Ao redactor principal do Avante! clandestino – designado pelo Secretariado do Comité Central – cabia sistematizar as numerosas informações chegadas através da organização do Partido (sobre os problemas dos trabalhadores e do povo, as lutas, os avanços orgânicos, a repressão policial), bem como a redacção final dos textos e a sua preparação com todos os elementos necessários à composição tipográfica e paginação. Igualmente por razões de segurança, esta tarefa encontrava-se separada do contacto com as tipografias, asseguradas por outro funcionário clandestino, a quem cabia recolher os originais e encaminhá-los para as tipografias, onde eram depois compostos e impressos segundo as indicações expressas pelo redactor.

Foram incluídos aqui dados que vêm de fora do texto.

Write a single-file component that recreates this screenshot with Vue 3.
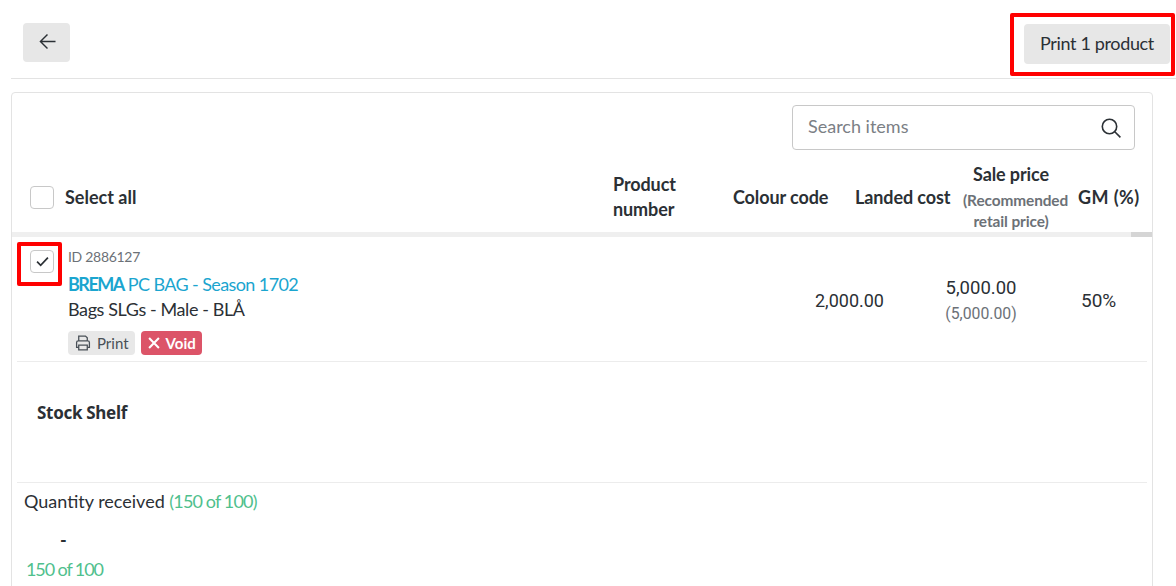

Durante os anos do Avante! clandestino, asseguraram a função de redactor principal os seguintes dirigentes do Partido: Bento Gonçalves (1931-1935); Miguel Wager Russel (1935-1936); Alberto de Araújo (1936); Francisco Paula de Oliveira (1937-1938); Júlio Fogaça (1941-1942); Álvaro Cunhal (1943-1947); Sérgio Vilarigues (1947-1948); Álvaro Cunhal (1948-1949); Sérgio Vilarigues (1949-1954); Júlio Fogaça (1955-1956); Joaquim Pires Jorge (1957); António Dias Lourenço (1957-1962); Fernando Blanqui Teixeira (1962-1963); Jaime Serra (1963); Joaquim Gomes (1963-1965); Sérgio Vilarigues (1966-1972); e Octávio Pato (1972-1974).